Salah satu nilai tambah dari digitalisasi zakat pertanian adalah kemampuannya dalam menyediakan sistem informasi yang komprehensif. Melalui data yang terkumpul, lembaga zakat dan instansi pemerintah dapat melakukan analisis mendalam terhadap pola produktivitas pertanian, tren penghasilan petani, serta perubahan kesejahteraan dari waktu ke waktu. Data ini akan menjadi dasar yang kuat untuk pengambilan keputusan, perencanaan program pemberdayaan, dan evaluasi efektivitas zakat sebagai instrumen sosial ekonomi. Dengan demikian, zakat pertanian tidak lagi dipandang sebagai bentuk amal pasif, tetapi sebagai alat transformasi yang berbasis data dan kinerja.
Pemanfaatan teknologi juga dapat menciptakan ekosistem inovasi sosial dalam pengelolaan pertanian modern. Misalnya, sistem digital zakat pertanian bisa terhubung dengan platform e-commerce pertanian, koperasi tani syariah berbasis aplikasi, atau sistem distribusi logistik hasil tani. Integrasi ini akan memperluas manfaat zakat karena tidak hanya mendukung pembiayaan petani miskin, tetapi juga membuka akses mereka ke pasar dan jaringan produksi yang lebih luas. Dalam konteks ini, zakat menjadi bagian dari ekosistem ekonomi digital yang inklusif dan berkelanjutan.
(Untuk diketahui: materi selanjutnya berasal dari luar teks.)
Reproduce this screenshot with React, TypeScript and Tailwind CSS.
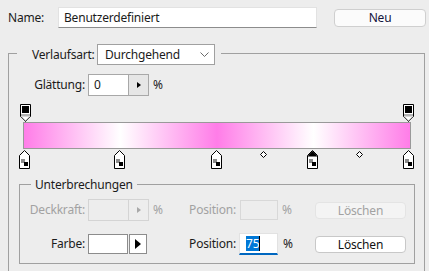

Dengan segala potensinya, zakat pertanian adalah aset sosial-ekonomi yang sangat berharga. Jika dijalankan dengan penuh kesadaran dan tanggung jawab, zakat ini dapat menciptakan siklus keberkahan—dari hasil bumi yang melimpah, lahirlah keberkahan sosial yang menjangkau petani-petani kecil, memperkuat ketahanan desa, dan mendorong keadilan ekonomi. Oleh karena itu, penting bagi semua pihak untuk melihat zakat pertanian sebagai kontribusi nyata dalam mewujudkan kesejahteraan umat, bukan hanya sebagai kewajiban individu, melainkan juga sebagai bentuk solidaritas sosial dan instrumen pembangunan bangsa.